残酷と醜悪の中の美を描き出す、強烈な短編

落ちぶれた中学時代のいじめっ子を、順風満帆の人生を送る今、あざ笑いに行く。
あらすじにするとそれだけの話だが、それを描き出す筆致に凄まじい情念がこもっている作品です。一言一句、読むこと自体が焼き付くような読書体験を残す。カクヨム公式レビューの紹介から気になって来たのですが、読んで良かった!

どういう人間が加工されてしまうのか少し気になりましたが(転落した、というのも一口に言って広いので)、そこは語られなくても物語としてまるで問題がない。逆に言えば、人が人でなくされてしまう社会がこの世界の人に受け容れられているということで、ゾッとする感触が多段重ねになって読み取れます。
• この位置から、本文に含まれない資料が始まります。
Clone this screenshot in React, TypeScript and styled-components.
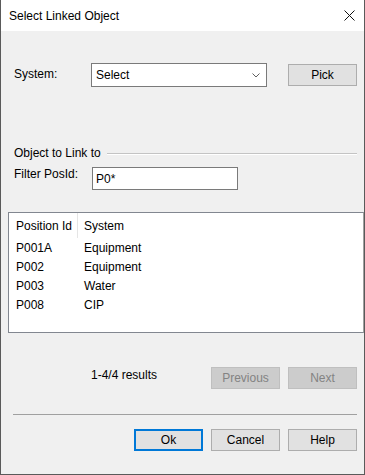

ポリティカル・コレクトネスという考えが広まり、少しずつ人に優しくしようという心がけが広がる(広がろうとする)昨今ですが、いじめっ子だった「あの子」の描写は、「ああ、話しても無駄なのだな」とという断絶を感じる存在で、リアルさと非現実さの両方が合わさって感じられました。

人間の醜悪な部分をどろどろとえぐり出し、それを肯定するようなディストピアな世界が背景に広がる。しかし、それでいて描き出されるのは、毒のように人を蝕む「美」であると感じました。美しさは良いもののように語られるけれど、それは時として脅威であり、暴力である、と。

大変楽しませていただきました。ありがとうございます。

余談:似たようなあらすじの話がカクヨムにあったな……と思ったら「アゲイン 高校の同級生が、ペットショップで売られていました。」の作者さんだったのですね。もしかすると世界観がつながっているのでしょうか。興味深いことです。